Guy Adami said it brilliantly on Monday when he proclaimed that rate cuts weren’t some magic salve for the market. For a man who holds court at Wharton and is probably just a couple of feet away from classrooms where they’re holding game theory classes, I’m stunned that Siegel didn’t appear to even consider the idea that an emergency rate cut could inject even more panic into the market and, as Guy Adami noted, would make the Yen carry trade causing this shit show to begin with, worse.
At least for the week, it was a lesson that markets sometimes have to shake out and will stabilize on their own.
When you watch Siegel’s appearance on CNBC, the panic dripping off him is palpable. He looks like me, mid-filling, in a dentist chair: squirming, uncomfortable, likely perspiring heavily. And as anybody who has traded before knows, when you panic, you overtrade. And when you overtrade, you make things worse and you lose money. The Fed is already forecasting its rate cut for September and has taken great care to do so, which is why an emergency cut on Monday would have been “overtrading” and likely just would have made things worse.
I give credit to Jerome Powell for remaining quiet on Monday and keeping a steady hand — though if markets had gotten ugly Tuesday, who knows what would have happened.
Regardless, it always stuns me to see PhD economists and often times financial news anchors who are supposed to be the voices of reason and understand the nuances of the bowels of the economy better than anybody, slip into visible panic.
If you want to claim that Austrian economists and people who don’t believe in modern monetary theory are “wrong” all the time because the market is going up, that is a fair criticism that we have to take. But at least when the proverbial shit starts to hit the fan a little bit, we are geared up and prepared, as well as informed, instead of defecating ourselves and then trying to fulfill the impossible task of wresting control of a multi-trillion dollar market system from the hands of free market participants — all in the name of capitalism.
On Monday, in a mid-day note, I wrote that I was starting to take off some of my volatility long that I had mentioned weeks prior. I also mentioned that “I think the Fed is doing the right thing not riding the rescue right away this morning, but also think markets need to come in further. I don’t think this is going to be a one day issue.” I still believe this, and I continue to think more volatility will be ahead. I don’t think this week’s rebound will hold, and I believe market sentiment and psychology has shifted legitimately from the “soft landing” narrative to more of a “cover your ass” narrative.
This week, the United States had two extremely ugly bond auctions: a 10-year auction on Wednesday and a 30-year auction on Thursday, both of which tailed by more than three basis points.
If you don’t know what that means, you can check this article out for a primer on how Treasury auctions work for people with short attention spans.
Rates up, rates down, rates the same—it all doesn’t matter.
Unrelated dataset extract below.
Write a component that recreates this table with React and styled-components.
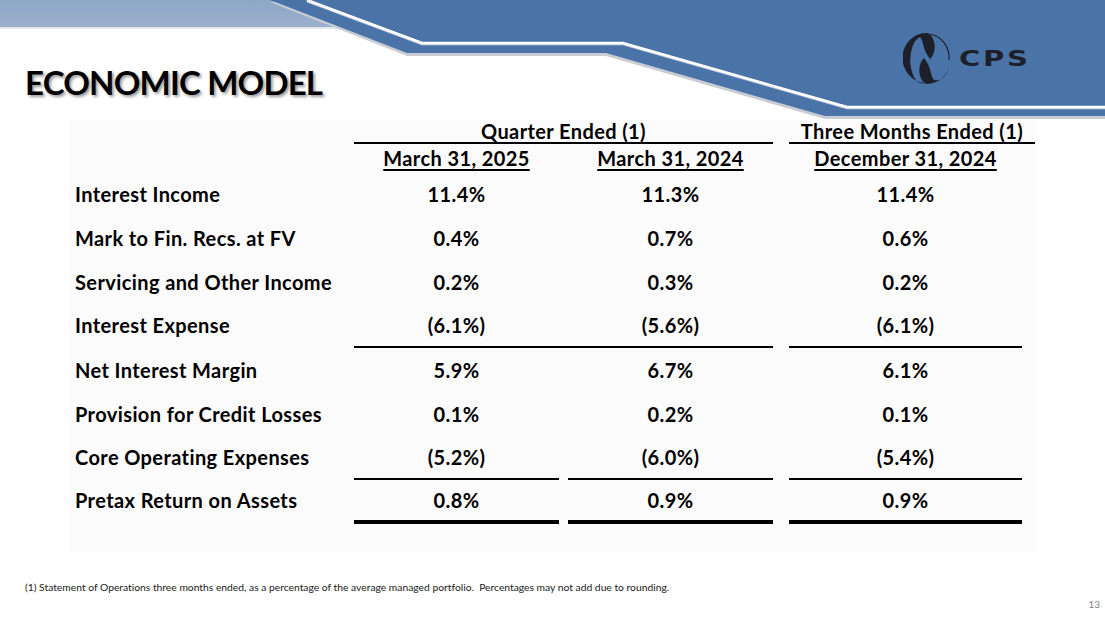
import React from 'react';
import styled, { createGlobalStyle, css } from 'styled-components';

const GlobalStyle = createGlobalStyle`
    html, body {
        margin: 0;
        padding: 0;
        background: #ffffff;
    }
`;

const COLS = '279px 205px 9px 205px 16px 233px 13px';

const Page = styled.div`
    width: 1105px;
    height: 624px;
    overflow: hidden;
    display: flex;
    flex-direction: column;
    background: #ffffff;
    font-family: Lato, 'Open Sans', sans-serif;
    font-variant-ligatures: none;
    color: #000;
`;

/* header art and title share one grid cell */
const Header = styled.header`
    display: grid;
    height: 120px;

    & > * {
        grid-area: 1 / 1;
    }
`;

const HeaderArt = styled.svg`
    display: block;
`;

const HeaderContent = styled.div`
    display: flex;
    justify-content: space-between;
    align-items: flex-start;
    padding: 0 94px 0 25px;
`;

const Title = styled.h1`
    margin: 66px 0 0;
    font-size: 33px;
    line-height: 1;
    font-weight: 700;
    letter-spacing: -0.8px;
    color: #000;
    text-shadow: 2px 2px 3px rgba(0, 0, 0, 0.4);
`;

const Logo = styled.div`
    display: flex;
    align-items: center;
    gap: 8px;
    margin-top: 32px;
`;

const LogoText = styled.span`
    display: block;
    width: 52px;
    margin-top: 2px;
    font-family: 'DejaVu Sans', sans-serif;
    font-weight: 700;
    font-size: 21px;
    letter-spacing: 2px;
    color: #1d1f2b;
    transform: scaleX(1.38);
    transform-origin: left center;
`;

const Panel = styled.section`
    margin-left: 70px;
    width: 965px;
    height: 432px;
    padding-left: 5px;
    box-sizing: border-box;
    background: #fbfbfb;
`;

const Row = styled.div`
    display: grid;
    grid-template-columns: ${COLS};
    height: ${props => props.$height || 44}px;
    font-size: 20px;
    font-weight: 700;
    letter-spacing: 0.4px;
`;

const GroupHead = styled.div`
    grid-column: ${props => props.$span};
    border-bottom: 2px solid #000;
    text-align: center;
    line-height: 22px;
`;

const DateHead = styled.div`
    grid-column: ${props => props.$col};
    text-align: center;
    line-height: 28px;
    text-decoration: underline;
    text-decoration-thickness: 1.5px;
    text-underline-offset: 3px;
`;

const Cell = styled.div`
    display: flex;
    align-items: center;
    box-sizing: border-box;
    justify-content: ${props => (props.$label ? 'flex-start' : 'center')};
    border-bottom: ${props => props.$rule}px solid transparent;

    ${props =>
        props.$ruled &&
        css`
            border-bottom-color: #000;
        `}
`;

const Footer = styled.footer`
    display: flex;
    flex-direction: column;
`;

const FootNote = styled.p`
    margin: 29px 0 0 25px;
    font-size: 10.3px;
    line-height: 12px;
    white-space: pre;
    color: #1a1a1a;
`;

const PageNum = styled.span`
    align-self: flex-end;
    margin: 5px 5px 0 0;
    font-size: 10px;
    line-height: 12px;
    color: #7f7f7f;
`;

const rows = [
    { label: 'Interest Income', v: ['11.4%', '11.3%', '11.4%'] },
    { label: 'Mark to Fin. Recs. at FV', v: ['0.4%', '0.7%', '0.6%'] },
    { label: 'Servicing and Other Income', v: ['0.2%', '0.3%', '0.2%'] },
    { label: 'Interest Expense', v: ['(6.1%)', '(5.6%)', '(6.1%)'], rule: 'join' },
    { label: 'Net Interest Margin', v: ['5.9%', '6.7%', '6.1%'] },
    { label: 'Provision for Credit Losses', v: ['0.1%', '0.2%', '0.1%'] },
    { label: 'Core Operating Expenses', v: ['(5.2%)', '(6.0%)', '(5.4%)'], rule: 'split' },
    { label: 'Pretax Return on Assets', v: ['0.8%', '0.9%', '0.9%'], rule: 'double' },
];

// two interlocking commas: one wraps the left side, the other the bottom right
const CpsMark = () => (
    <svg width="48" height="52" viewBox="0 0 48 52">
        <g fill="#1d1f2b">
            <path d="M25 1 A24 25 0 0 0 22 51 A12 23 0 0 1 17 5 C21 9 19 17 27 27 C34 20 33 6 25 1 Z" />
            <path
                d="M25 1 A24 25 0 0 0 2 17 A14 20 0 0 1 17 5 C21 9 19 17 27 27 C34 20 33 6 25 1 Z"
                transform="rotate(180 24 26.5)"
            />
        </g>
        <path d="M27 2 A23 24 0 0 1 46 28" stroke="#1d1f2b" strokeWidth="1.2" fill="none" />
    </svg>
);

const Banner = () => (
    <HeaderArt width="1105" height="120" viewBox="0 0 1105 120">
        <defs>
            <linearGradient id="band" x1="0" y1="0" x2="0" y2="1">
                <stop offset="0" stopColor="#8ea7c7" />
                <stop offset="1" stopColor="#9ab0cd" />
            </linearGradient>
        </defs>
        <rect x="0" y="0" width="360" height="27" fill="url(#band)" />
        <rect x="0" y="27" width="360" height="2" fill="#e3e7ec" />
        <polygon
            points="270,2 1105,2 1105,119 825,119 606,56 407,56"
            fill="#c9cdd3"
        />
        <polygon
            points="270,0 1105,0 1105,116 825,116 606,53 407,53"
            fill="#4a73a8"
        />
        <polyline
            points="307,1 422,44 623,44 847,108 1105,108"
            fill="none"
            stroke="#c8d2de"
            strokeWidth="2.5"
        />
        <polyline
            points="307,0 422,43 623,43 847,107 1105,107"
            fill="none"
            stroke="#ffffff"
            strokeWidth="2.5"
        />
    </HeaderArt>
);

const ruleWidth = { join: 2, split: 2, double: 4 };

const App = () => {
    return (
        <Page>
            <GlobalStyle />
            <Header>
                <Banner />
                <HeaderContent>
                    <Title>ECONOMIC MODEL</Title>
                    <Logo>
                        <CpsMark />
                        <LogoText>CPS</LogoText>
                    </Logo>
                </HeaderContent>
            </Header>

            <Panel>
                <Row $height={24}>
                    <GroupHead $span="2 / 5">Quarter Ended (1)</GroupHead>
                    <GroupHead $span="6 / 8">Three Months Ended (1)</GroupHead>
                </Row>
                <Row $height={28}>
                    <DateHead $col="2">March 31, 2025</DateHead>
                    <DateHead $col="4">March 31, 2024</DateHead>
                    <DateHead $col="6">December 31, 2024</DateHead>
                </Row>
                {rows.map(row => {
                    const w = ruleWidth[row.rule] || 0;
                    const on = !!row.rule;
                    return (
                        <Row key={row.label}>
                            <Cell $label $rule={w}>
                                {row.label}
                            </Cell>
                            <Cell $rule={w} $ruled={on}>
                                {row.v[0]}
                            </Cell>
                            <Cell $rule={w} $ruled={row.rule === 'join'} />
                            <Cell $rule={w} $ruled={on}>
                                {row.v[1]}
                            </Cell>
                            <Cell $rule={w} />
                            <Cell $rule={w} $ruled={on}>
                                {row.v[2]}
                            </Cell>
                        </Row>
                    );
                })}
            </Panel>

            <Footer>
                <FootNote>
                    (1) Statement of Operations three months ended, as a percentage of the average managed portfolio.  Percentages may not add due to rounding.
                </FootNote>
                <PageNum>13</PageNum>
            </Footer>
        </Page>
    );
};

export default App;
The gears of the economy have run out of oil and will soon be grinding to a serious halt, in my opinion. I expect home prices to continue to fall and asset prices to be not too far behind, all as a result of 5.5% rates on the largest debt bubble in history. I still believe that the Fed will be put in a position where they do act in an emergency manner, even though this week wasn’t it.
I still think the market is going to see more volatility ahead and force the hand of central bankers to hastily lower rates and quantitative easing, despite the fact that they will be far too late to make a difference and a deflationary avalanche will already be rolling down the economic hill. Is this the absolute most asinine way to do things? Yes, it is. But at least when it happens, us Austrians will have expected it, as opposed to taking to national television to prove to the world that not only are we incapable of thinking outside of the box we were educated in, but we are constantly, every day, in need of a “fix” of low volatility and picture-perfect markets, the same way a gambler at the horse track needs his last ten cent superfecta ticket to come in.
I think it’s a fair trade: we’ll let them be “right” by calling us a broken clock that is right twice a day, and in exchange, we will be prepared for when the markets are “working” and “not working” with our dignity intact — which is more than I can say for some “experts” that took to television on Monday morning.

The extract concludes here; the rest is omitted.